▶ [CHALLENGE]
Give the listing again exactly, omitting its images.

▶ [GIVEN DATA]
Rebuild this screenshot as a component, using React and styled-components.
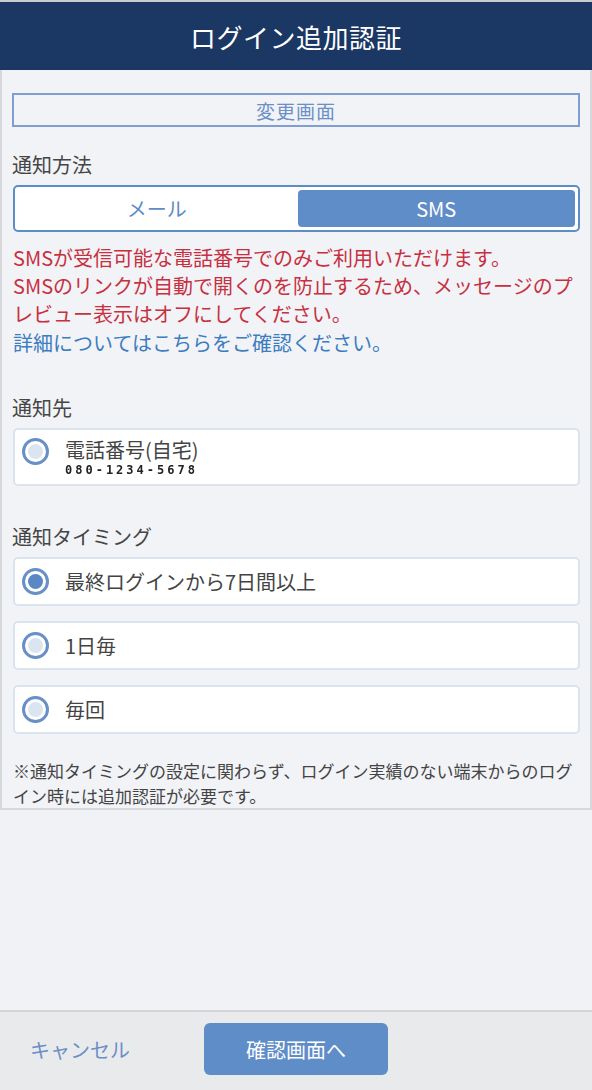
import React, { useState } from 'react';
import styled, { createGlobalStyle } from 'styled-components';

const GlobalStyle = createGlobalStyle`
  html, body {
    margin: 0;
    padding: 0;
    background: #f1f2f6;
    font-family: "Noto Sans CJK JP", "Noto Sans", sans-serif;
  }
`;

const Page = styled.div`
  width: 592px;
  height: 1090px;
  display: flex;
  flex-direction: column;
  border-top: 2px solid #c9cbcf;
  box-sizing: border-box;
  background: #f1f2f6;
`;

const Header = styled.header`
  height: 68px;
  flex: 0 0 68px;
  background: #1b3763;
  color: #fff;
  font-size: 26px;
  display: flex;
  align-items: center;
  justify-content: center;
  letter-spacing: 0.5px;
`;

const Panel = styled.main`
  border: 2px solid #d6d8dc;
  border-top: none;
  background: #f1f3f7;
  padding: 23px 10px 0 10px;
  box-sizing: border-box;
`;

const ModeBox = styled.div`
  height: 34px;
  border: 2px solid #7f9fd2;
  box-sizing: border-box;
  display: flex;
  align-items: center;
  justify-content: center;
  color: #6b8fc6;
  font-size: 19px;
  letter-spacing: 1px;
`;

const Label = styled.div`
  font-size: 20px;
  color: #454545;
  line-height: 28px;
  margin-top: ${p => p.$top || 0}px;
  margin-bottom: 6px;
`;

const Segment = styled.div`
  margin-left: 1px;
  height: 47px;
  border: 2px solid #5d8cc6;
  border-radius: 5px;
  background: #fff;
  box-sizing: border-box;
  display: grid;
  grid-template-columns: 1fr 1fr;
  padding: 3px;
  gap: 2px;
`;

const SegButton = styled.div`
  border-radius: 4px;
  display: flex;
  align-items: center;
  justify-content: center;
  font-size: 20px;
  color: ${p => (p.$active ? '#fff' : '#5d8cc6')};
  background: ${p => (p.$active ? '#5f8dc7' : 'transparent')};
`;

const Notice = styled.p`
  margin: 12px 0 0 1px;
  font-size: 20px;
  line-height: 28px;
  color: #c83040;
`;

const Link = styled.a`
  display: block;
  margin-top: 1px;
  color: #3c7cbf;
  text-decoration: none;
`;

const Card = styled.div`
  margin-left: 1px;
  min-height: ${p => (p.$tall ? 58 : 49)}px;
  margin-bottom: 15px;
  background: #fff;
  border: 2px solid #dbe3ee;
  border-radius: 5px;
  box-sizing: border-box;
  display: flex;
  align-items: center;
  gap: 16px;
  padding: 0 7px;
`;

const Radio = styled.span`
  width: 27px;
  height: 27px;
  flex: 0 0 27px;
  border-radius: 50%;
  border: 3px solid #6690c7;
  box-sizing: border-box;
  display: flex;
  align-items: center;
  justify-content: center;
  align-self: ${p => (p.$top ? 'flex-start' : 'center')};
  margin-top: ${p => (p.$top ? 8 : 0)}px;

  &::after {
    content: '';
    width: 15px;
    height: 15px;
    border-radius: 50%;
    background: ${p => (p.$checked ? '#5b88c4' : '#dbe5f2')};
  }
`;

const CardText = styled.div`
  font-size: 20px;
  color: #444;
  line-height: 26px;
`;

const Masked = styled.div`
  font-family: "DejaVu Sans Mono", monospace;
  font-size: 12px;
  line-height: 14px;
  font-weight: bold;
  color: #222;
  letter-spacing: 3px;
  filter: blur(0.5px);
`;

const Note = styled.p`
  margin: 24px 0 0 1px;
  font-size: 17px;
  line-height: 25px;
  color: #444;
`;

const Spacer = styled.div`
  flex: 1;
`;

const Footer = styled.footer`
  height: 80px;
  flex: 0 0 80px;
  box-sizing: border-box;
  border-top: 2px solid #d3d5d9;
  background: #e9eaec;
  display: flex;
  align-items: center;
  padding: 0 0 4px 30px;
  gap: 74px;
`;

const Cancel = styled.button`
  border: none;
  background: none;
  padding: 0;
  font-family: inherit;
  font-size: 20px;
  color: #6b8fc6;
`;

const Primary = styled.button`
  width: 184px;
  height: 52px;
  border: none;
  border-radius: 6px;
  background: #5f8dc7;
  color: #fff;
  font-family: inherit;
  font-size: 20px;
`;

const timings = ['最終ログインから7日間以上', '1日毎', '毎回'];

export default function App() {
  const [method, setMethod] = useState('sms');
  const [timing, setTiming] = useState(0);

  return (
    <Page>
      <GlobalStyle />
      <Header>ログイン追加認証</Header>
      <Panel>
        <ModeBox>変更画面</ModeBox>
        <Label $top={24}>通知方法</Label>
        <Segment>
          <SegButton $active={method === 'mail'} onClick={() => setMethod('mail')}>メール</SegButton>
          <SegButton $active={method === 'sms'} onClick={() => setMethod('sms')}>SMS</SegButton>
        </Segment>
        <Notice>
          SMSが受信可能な電話番号でのみご利用いただけます。<br />
          SMSのリンクが自動で開くのを防止するため、メッセージのプレビュー表示はオフにしてください。
          <Link href="#">詳細についてはこちらをご確認ください。</Link>
        </Notice>
        <Label $top={37}>通知先</Label>
        <Card $tall>
          <Radio $top />
          <div>
            <CardText>電話番号(自宅)</CardText>
            <Masked>080-1234-5678</Masked>
          </div>
        </Card>
        <Label $top={37}>通知タイミング</Label>
        {timings.map((t, i) => (
          <Card key={t} onClick={() => setTiming(i)}>
            <Radio $checked={timing === i} />
            <CardText>{t}</CardText>
          </Card>
        ))}
        <Note>※通知タイミングの設定に関わらず、ログイン実績のない端末からのログイン時には追加認証が必要です。</Note>
      </Panel>
      <Spacer />
      <Footer>
        <Cancel>キャンセル</Cancel>
        <Primary>確認画面へ</Primary>
      </Footer>
    </Page>
  );
}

▶ [SOLUTION TO THE PROBLEM]
Rebuild this screenshot as a component, using React and styled-components.
import React, { useState } from 'react';
import styled, { createGlobalStyle } from 'styled-components';

const GlobalStyle = createGlobalStyle`
  html, body {
    margin: 0;
    padding: 0;
    background: #f1f2f6;
    font-family: "Noto Sans CJK JP", "Noto Sans", sans-serif;
  }
`;

const Page = styled.div`
  width: 592px;
  height: 1090px;
  display: flex;
  flex-direction: column;
  border-top: 2px solid #c9cbcf;
  box-sizing: border-box;
  background: #f1f2f6;
`;

const Header = styled.header`
  height: 68px;
  flex: 0 0 68px;
  background: #1b3763;
  color: #fff;
  font-size: 26px;
  display: flex;
  align-items: center;
  justify-content: center;
  letter-spacing: 0.5px;
`;

const Panel = styled.main`
  border: 2px solid #d6d8dc;
  border-top: none;
  background: #f1f3f7;
  padding: 23px 10px 0 10px;
  box-sizing: border-box;
`;

const ModeBox = styled.div`
  height: 34px;
  border: 2px solid #7f9fd2;
  box-sizing: border-box;
  display: flex;
  align-items: center;
  justify-content: center;
  color: #6b8fc6;
  font-size: 19px;
  letter-spacing: 1px;
`;

const Label = styled.div`
  font-size: 20px;
  color: #454545;
  line-height: 28px;
  margin-top: ${p => p.$top || 0}px;
  margin-bottom: 6px;
`;

const Segment = styled.div`
  margin-left: 1px;
  height: 47px;
  border: 2px solid #5d8cc6;
  border-radius: 5px;
  background: #fff;
  box-sizing: border-box;
  display: grid;
  grid-template-columns: 1fr 1fr;
  padding: 3px;
  gap: 2px;
`;

const SegButton = styled.div`
  border-radius: 4px;
  display: flex;
  align-items: center;
  justify-content: center;
  font-size: 20px;
  color: ${p => (p.$active ? '#fff' : '#5d8cc6')};
  background: ${p => (p.$active ? '#5f8dc7' : 'transparent')};
`;

const Notice = styled.p`
  margin: 12px 0 0 1px;
  font-size: 20px;
  line-height: 28px;
  color: #c83040;
`;

const Link = styled.a`
  display: block;
  margin-top: 1px;
  color: #3c7cbf;
  text-decoration: none;
`;

const Card = styled.div`
  margin-left: 1px;
  min-height: ${p => (p.$tall ? 58 : 49)}px;
  margin-bottom: 15px;
  background: #fff;
  border: 2px solid #dbe3ee;
  border-radius: 5px;
  box-sizing: border-box;
  display: flex;
  align-items: center;
  gap: 16px;
  padding: 0 7px;
`;

const Radio = styled.span`
  width: 27px;
  height: 27px;
  flex: 0 0 27px;
  border-radius: 50%;
  border: 3px solid #6690c7;
  box-sizing: border-box;
  display: flex;
  align-items: center;
  justify-content: center;
  align-self: ${p => (p.$top ? 'flex-start' : 'center')};
  margin-top: ${p => (p.$top ? 8 : 0)}px;

  &::after {
    content: '';
    width: 15px;
    height: 15px;
    border-radius: 50%;
    background: ${p => (p.$checked ? '#5b88c4' : '#dbe5f2')};
  }
`;

const CardText = styled.div`
  font-size: 20px;
  color: #444;
  line-height: 26px;
`;

const Masked = styled.div`
  font-family: "DejaVu Sans Mono", monospace;
  font-size: 12px;
  line-height: 14px;
  font-weight: bold;
  color: #222;
  letter-spacing: 3px;
  filter: blur(0.5px);
`;

const Note = styled.p`
  margin: 24px 0 0 1px;
  font-size: 17px;
  line-height: 25px;
  color: #444;
`;

const Spacer = styled.div`
  flex: 1;
`;

const Footer = styled.footer`
  height: 80px;
  flex: 0 0 80px;
  box-sizing: border-box;
  border-top: 2px solid #d3d5d9;
  background: #e9eaec;
  display: flex;
  align-items: center;
  padding: 0 0 4px 30px;
  gap: 74px;
`;

const Cancel = styled.button`
  border: none;
  background: none;
  padding: 0;
  font-family: inherit;
  font-size: 20px;
  color: #6b8fc6;
`;

const Primary = styled.button`
  width: 184px;
  height: 52px;
  border: none;
  border-radius: 6px;
  background: #5f8dc7;
  color: #fff;
  font-family: inherit;
  font-size: 20px;
`;

const timings = ['最終ログインから7日間以上', '1日毎', '毎回'];

export default function App() {
  const [method, setMethod] = useState('sms');
  const [timing, setTiming] = useState(0);

  return (
    <Page>
      <GlobalStyle />
      <Header>ログイン追加認証</Header>
      <Panel>
        <ModeBox>変更画面</ModeBox>
        <Label $top={24}>通知方法</Label>
        <Segment>
          <SegButton $active={method === 'mail'} onClick={() => setMethod('mail')}>メール</SegButton>
          <SegButton $active={method === 'sms'} onClick={() => setMethod('sms')}>SMS</SegButton>
        </Segment>
        <Notice>
          SMSが受信可能な電話番号でのみご利用いただけます。<br />
          SMSのリンクが自動で開くのを防止するため、メッセージのプレビュー表示はオフにしてください。
          <Link href="#">詳細についてはこちらをご確認ください。</Link>
        </Notice>
        <Label $top={37}>通知先</Label>
        <Card $tall>
          <Radio $top />
          <div>
            <CardText>電話番号(自宅)</CardText>
            <Masked>080-1234-5678</Masked>
          </div>
        </Card>
        <Label $top={37}>通知タイミング</Label>
        {timings.map((t, i) => (
          <Card key={t} onClick={() => setTiming(i)}>
            <Radio $checked={timing === i} />
            <CardText>{t}</CardText>
          </Card>
        ))}
        <Note>※通知タイミングの設定に関わらず、ログイン実績のない端末からのログイン時には追加認証が必要です。</Note>
      </Panel>
      <Spacer />
      <Footer>
        <Cancel>キャンセル</Cancel>
        <Primary>確認画面へ</Primary>
      </Footer>
    </Page>
  );
}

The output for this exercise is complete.